Scan the data below and pick out the lines containing the word "this".
= = = =
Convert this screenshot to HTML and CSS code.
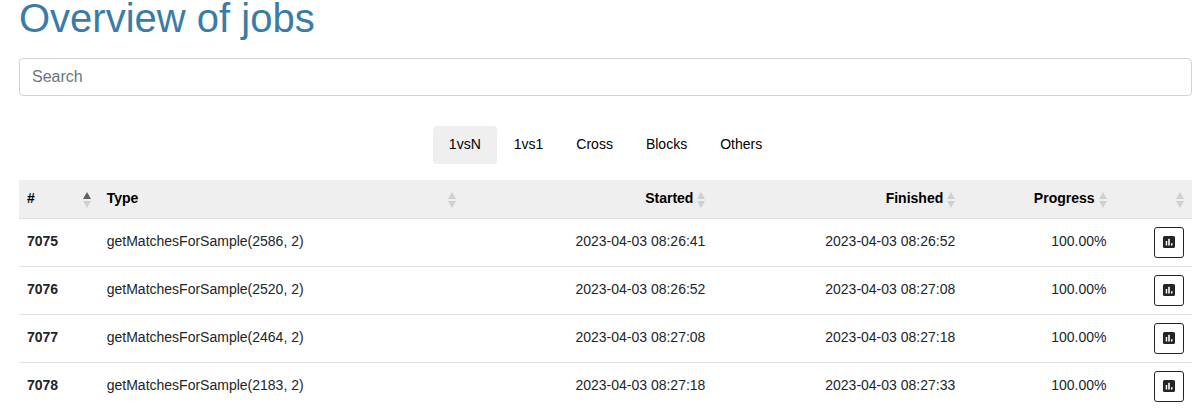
FILE: index.html
```html
<!DOCTYPE html>
<html lang="en">
<head>
<meta charset="utf-8">
<title>Overview of jobs</title>
<link rel="stylesheet" href="styles.css">
</head>
<body>
<svg class="sprite" aria-hidden="true">
  <symbol id="sort" viewBox="0 0 8 16">
    <path class="up" d="M4 0L8 7H0Z"/>
    <path class="down" d="M0 9H8L4 16Z"/>
  </symbol>
  <symbol id="poll" viewBox="0 0 12 12">
    <path fill-rule="evenodd" d="M1.500 0h9A1.500 1.500 0 0 1 12 1.500v9a1.500 1.500 0 0 1-1.500 1.500h-9A1.500 1.500 0 0 1 0 10.500v-9A1.500 1.500 0 0 1 1.500 0zM2.700 5v4.500H4.200V5zM5.200 2.700v6.800h1.600v-6.800zM8 7.300v2.200h1.500V7.300z"/>
  </symbol>
</svg>
<main class="page">
  <h1 class="title">Overview of jobs</h1>
  <input class="search" type="text" placeholder="Search" aria-label="Search">
  <nav class="tabs">
    <button class="tab active" type="button">1vsN</button>
    <button class="tab" type="button">1vs1</button>
    <button class="tab" type="button">Cross</button>
    <button class="tab" type="button">Blocks</button>
    <button class="tab" type="button">Others</button>
  </nav>
  <table class="jobs">
    <colgroup>
      <col class="col-id"><col class="col-type"><col class="col-date"><col class="col-date"><col class="col-progress"><col class="col-action">
    </colgroup>
    <thead>
      <tr>
        <th scope="col"><div class="head spread">#<svg class="sort asc"><use href="#sort"/></svg></div></th>
        <th scope="col"><div class="head spread">Type<svg class="sort"><use href="#sort"/></svg></div></th>
        <th scope="col"><div class="head">Started<svg class="sort"><use href="#sort"/></svg></div></th>
        <th scope="col"><div class="head">Finished<svg class="sort"><use href="#sort"/></svg></div></th>
        <th scope="col"><div class="head">Progress<svg class="sort"><use href="#sort"/></svg></div></th>
        <th scope="col" aria-label="Result"><div class="head"><svg class="sort"><use href="#sort"/></svg></div></th>
      </tr>
    </thead>
    <tbody>
      <tr><th scope="row">7075</th><td>getMatchesForSample(2586, 2)</td><td class="num">2023-04-03 08:26:41</td><td class="num">2023-04-03 08:26:52</td><td class="num">100.00%</td><td class="action"><button class="result" type="button" aria-label="Show result"><svg class="poll"><use href="#poll"/></svg></button></td></tr>
      <tr><th scope="row">7076</th><td>getMatchesForSample(2520, 2)</td><td class="num">2023-04-03 08:26:52</td><td class="num">2023-04-03 08:27:08</td><td class="num">100.00%</td><td class="action"><button class="result" type="button" aria-label="Show result"><svg class="poll"><use href="#poll"/></svg></button></td></tr>
      <tr><th scope="row">7077</th><td>getMatchesForSample(2464, 2)</td><td class="num">2023-04-03 08:27:08</td><td class="num">2023-04-03 08:27:18</td><td class="num">100.00%</td><td class="action"><button class="result" type="button" aria-label="Show result"><svg class="poll"><use href="#poll"/></svg></button></td></tr>
      <tr><th scope="row">7078</th><td>getMatchesForSample(2183, 2)</td><td class="num">2023-04-03 08:27:18</td><td class="num">2023-04-03 08:27:33</td><td class="num">100.00%</td><td class="action"><button class="result" type="button" aria-label="Show result"><svg class="poll"><use href="#poll"/></svg></button></td></tr>
    </tbody>
  </table>
</main>
</body>
</html>
```
FILE: styles.css
```css
* { box-sizing: border-box; }

body {
  margin: 0;
  background: #fff;
  color: #212529;
  font: 14px/22px "Liberation Sans", Arial, sans-serif;
}

.sprite { display: none; }

.page {
  display: flex;
  flex-direction: column;
  padding: 0 3px 0 19px;
}

.title {
  margin: 0 0 22px;
  color: #3a7ca8;
  font-size: 40px;
  font-weight: 400;
  line-height: 36px;
}

.search {
  width: 100%;
  height: 38px;
  padding: 6px 12px;
  border: 1px solid #ced4da;
  border-radius: 4px;
  background: #fff;
  color: #212529;
  font: inherit;
  font-size: 16px;
}

.search::placeholder { color: #6c757d; opacity: 1; }

.tabs {
  display: flex;
  justify-content: center;
  gap: 1px;
  margin: 30px 0 16px;
}

.tab {
  padding: 7px 16px 9px;
  border: 0;
  border-radius: 4px;
  background: none;
  color: #000;
  font: inherit;
}

.tab.active { background: #efefef; }

.jobs {
  width: 100%;
  table-layout: fixed;
  border-collapse: separate;
  border-spacing: 0;
}

.col-id { width: 6.8%; }
.col-type { width: 31.1%; }
.col-date { width: 21.3%; }
.col-progress { width: 12.9%; }
.col-action { width: 6.6%; }

.jobs th,
.jobs td {
  padding: 6px 8px 10px;
  border-bottom: 1px solid #dee2e6;
  text-align: left;
  vertical-align: middle;
}

.jobs thead th {
  padding: 7px 8px 9px;
  background: #efefef;
  color: #000;
}

.jobs .action { padding: 8px; }

.jobs .num { text-align: right; }

.head {
  display: flex;
  align-items: flex-end;
  justify-content: flex-end;
  gap: 4px;
  min-height: 22px;
}

.head.spread { justify-content: space-between; }

.sort { width: 8px; height: 16px; margin-bottom: 1px; fill: #d0d0d0; }
.sort.asc { --up: #606060; }
.up { fill: var(--up, #d0d0d0); }

.result {
  display: flex;
  align-items: center;
  justify-content: center;
  width: 30px;
  height: 31px;
  margin-left: auto;
  padding: 0 0 2px;
  border: 1px solid #212529;
  border-radius: 3px;
  background: #fff;
  color: #212529;
}

.poll { width: 12px; height: 12px; fill: currentColor; }
```
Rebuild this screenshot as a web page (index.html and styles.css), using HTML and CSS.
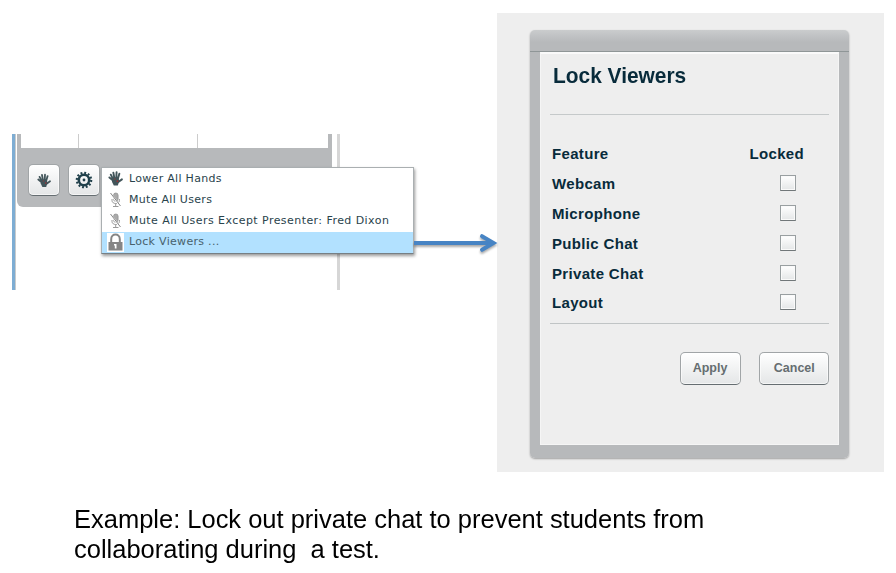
FILE: index.html
```html
<!DOCTYPE html>
<html lang="en">
<head>
<meta charset="utf-8">
<title>Lock Viewers</title>
<link rel="stylesheet" href="styles.css">
</head>
<body>
<svg class="defs" aria-hidden="true">
  <defs>
    <symbol id="hand" viewBox="0 0 14 14">
      <g fill="none" stroke="#42555a" stroke-linecap="round" stroke-width="1.8">
        <path d="M5 8 2.6 3.4M6 7 5 1.5M7.7 7 8 1.2M9 8 10.6 2.6M9.3 10.5 13 7.8M5 9 1.3 6"/>
      </g>
      <path d="M4 7.5 5.5 6H9.5l1 3-1.3 4.6H5.4L3.7 10z" fill="#42555a"/>
      <circle cx="6.4" cy="7.4" r=".7" fill="#853f40"/><circle cx="8.8" cy="9.5" r=".8" fill="#a02d31"/>
    </symbol>
    <symbol id="mic" viewBox="0 0 12 16">
      <rect x="4" y="1" width="4.6" height="8.4" rx="2.3" fill="#aaa" stroke="#8c8c8c" stroke-width=".7"/>
      <path d="M2.5 7v1.5c0 4 7.4 4 7.4 0V7M6.2 11.5V14M3.5 14.5h5.5" fill="none" stroke="#999"/>
      <path d="M1 1.5 10.5 14" stroke="#fff" stroke-width="2"/><path d="M1 1 11 14" stroke="#777" stroke-width=".9"/>
    </symbol>
  </defs>
</svg>
<main class="slide">
  <div class="top">
    <section class="users">
      <div class="panel">
        <div class="list"><i class="c1"></i><i class="c2"></i></div>
        <div class="tools">
          <button class="tool"><svg width="14" height="15"><use href="#hand"/></svg></button>
          <button class="tool"><svg width="18" height="18" viewBox="0 0 18 18">
            <g fill="none" stroke="#20404b"><circle cx="9" cy="9" r="7.2" stroke-width="2.2" stroke-dasharray="1.9 1.87"/><circle cx="9" cy="9" r="5.2" stroke-width="2.6"/></g><circle cx="9" cy="9" r="1.4" fill="#20404b"/>
          </svg></button>
        </div>
      </div>
      <ul class="menu">
        <li><svg width="14" height="15"><use href="#hand"/></svg><span>Lower All Hands</span></li>
        <li><svg width="12" height="16"><use href="#mic"/></svg><span>Mute All Users</span></li>
        <li><svg width="12" height="16"><use href="#mic"/></svg><span class="long">Mute All Users Except Presenter: Fred Dixon</span></li>
        <li class="active"><svg class="lock" width="17" height="19" viewBox="0 0 17 19"><path fill="#fff" d="M0 0h17v19H0z"/><path d="M4.2 9V6.2c0-6.2 8.6-6.2 8.6 0V9" fill="none" stroke="#858585" stroke-width="2"/><path d="M1.5 9h14v8.500h-14z" fill="#858585"/><path d="M7 11h2.500v4.500H7.800v-3H7z" fill="#fff"/></svg><span>Lock Viewers ...</span></li>
      </ul>
      <svg class="arrow" width="90" height="28" viewBox="0 0 90 28"><g fill="none" stroke="#4784c4" stroke-width="4"><path d="M0 13h77"/><path d="M68 6.200 79.500 13 68 19.800" stroke-width="4" stroke-linecap="round"/></g></svg>
    </section>
    <section class="backdrop">
      <div class="dialog">
        <div class="content">
          <h1><span>Lock Viewers</span></h1>
          <div class="rows">
            <div class="row"><span>Feature</span><span class="locked">Locked</span></div>
            <div class="row"><span>Webcam</span><i class="check"></i></div>
            <div class="row"><span>Microphone</span><i class="check"></i></div>
            <div class="row"><span>Public Chat</span><i class="check"></i></div>
            <div class="row"><span>Private Chat</span><i class="check"></i></div>
            <div class="row"><span>Layout</span><i class="check"></i></div>
          </div>
          <div class="actions"><button class="apply"><span>Apply</span></button><button class="cancel"><span>Cancel</span></button></div>
        </div>
      </div>
    </section>
  </div>
  <p class="caption"><span>Example: Lock out private chat to prevent students from</span><br><span>collaborating during&nbsp; a test.</span></p>
</main>
</body>
</html>
```
FILE: styles.css
```css
* { box-sizing: border-box; }
body { margin: 0; background: #fff; font-family: "Liberation Sans", Arial, sans-serif; overflow: hidden; }
.defs { position: absolute; width: 0; height: 0; }
.slide { width: 896px; height: 573px; padding-top: 13px; }
.top { display: flex; height: 459px; }
.users { position: relative; width: 328px; height: 156px; margin: 121px 157px 0 12px; border-left: 3px solid #7eadd3; border-right: 3px solid #d6d6d6; box-shadow: inset 1px 0 #c9cbcc; padding-left: 2px; }
.panel { width: 315px; height: 73px; background: #b7b9bb; border-radius: 0 0 4px 6px; padding-left: 4px; }
.list { width: 307px; height: 14px; background: #fff; display: flex; }
.list i { border-right: 1px solid #ccc; }
.c1 { width: 58px; }
.c2 { width: 119px; }
.tools { display: flex; gap: 9px; padding: 16px 0 0 7px; }
button { font: inherit; padding: 0; display: flex; align-items: center; justify-content: center; border: 1px solid #a1a5a7; border-bottom-color: #656d71; border-radius: 5px; background: linear-gradient(#fff, #e4e6e7); box-shadow: inset 0 0 0 1px #fff9; }
.tool { width: 32px; height: 32px; margin-right: -1px; }
.menu { position: absolute; left: 86px; top: 33px; width: 313px; height: 87px; margin: 0; padding: 0; list-style: none; background: #fff; border: 1px solid #aaafb1; border-bottom-color: #777f84; box-shadow: 1px 2px 3px #0006; font: 11px/21px "DejaVu Sans", sans-serif; color: #29434c; letter-spacing: .3px; }
.menu li { height: 21.2px; display: flex; align-items: center; }
.menu li > svg { flex: none; width: 27px; }
.menu .active { background: #b2e1ff; color: #47606b; }
.menu li > .lock { width: 17px; margin: 0 5px; }
.menu span { white-space: nowrap; position: relative; top: -.5px; }
.menu .active span { top: -1px; }
.menu .long { letter-spacing: .44px; }
.arrow { position: absolute; left: 399px; top: 96px; filter: drop-shadow(0 2px 1px #0005); }
.backdrop { width: 387px; height: 459px; background: #eee; padding: 17px 0 0 33px; }
.dialog { width: 319px; height: 428px; border-radius: 5px; padding: 21px 11px 13px; background: linear-gradient(#cacccd 0, #b7b9bb 12px, #b7b9bb 21px, #8f9697 21px, #8f9697 22px, #b7b9bb 22px); box-shadow: 0 1px 2px #0005; }
.content { height: 393px; background: #eee; padding: 0 9px; border: 1px solid #f5f5f5; border-top: 2px solid #fafafa; margin: 1px -1px 0; color: #082b3b; }
h1 { margin: 0 0 24px; height: 61px; border-bottom: 1px solid #c5c9ca; font-size: 22px; line-height: 44px; padding-left: 3px; }
h1 span { display: inline-block; transform: scaleX(.95); transform-origin: left; }
.rows { border-bottom: 1px solid #c0c4c5; height: 185px; font-size: 15px; font-weight: bold; padding-left: 2px; letter-spacing: .33px; }
.row { display: flex; justify-content: space-between; align-items: center; height: 29.8px; padding-right: 25px; }
.check { width: 16px; height: 16px; margin-right: 8px; border: 1px solid #999fa1; border-bottom-color: #717779; background: linear-gradient(#fff, #e4e6e7); box-shadow: inset 0 0 0 1px #fafafa; position: relative; top: -.5px; }
.actions { display: flex; justify-content: flex-end; gap: 18px; margin-top: 28px; }
.actions button { height: 33px; font-size: 13px; font-weight: bold; color: #656d70; }
.actions span { display: inline-block; transform: translateY(-1px) scaleX(.96); }
.actions .apply { width: 61px; }
.actions .cancel { width: 70px; }
.caption { margin: 32px 0 0 74px; font-size: 26px; line-height: 30px; white-space: nowrap; color: #000; }
.caption span { display: inline-block; transform: scaleX(.98); transform-origin: left; }
```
= = = =
- _Correct answer_:
Convert this screenshot to HTML and CSS code.
Rebuild this screenshot as a web page (index.html and styles.css), using HTML and CSS.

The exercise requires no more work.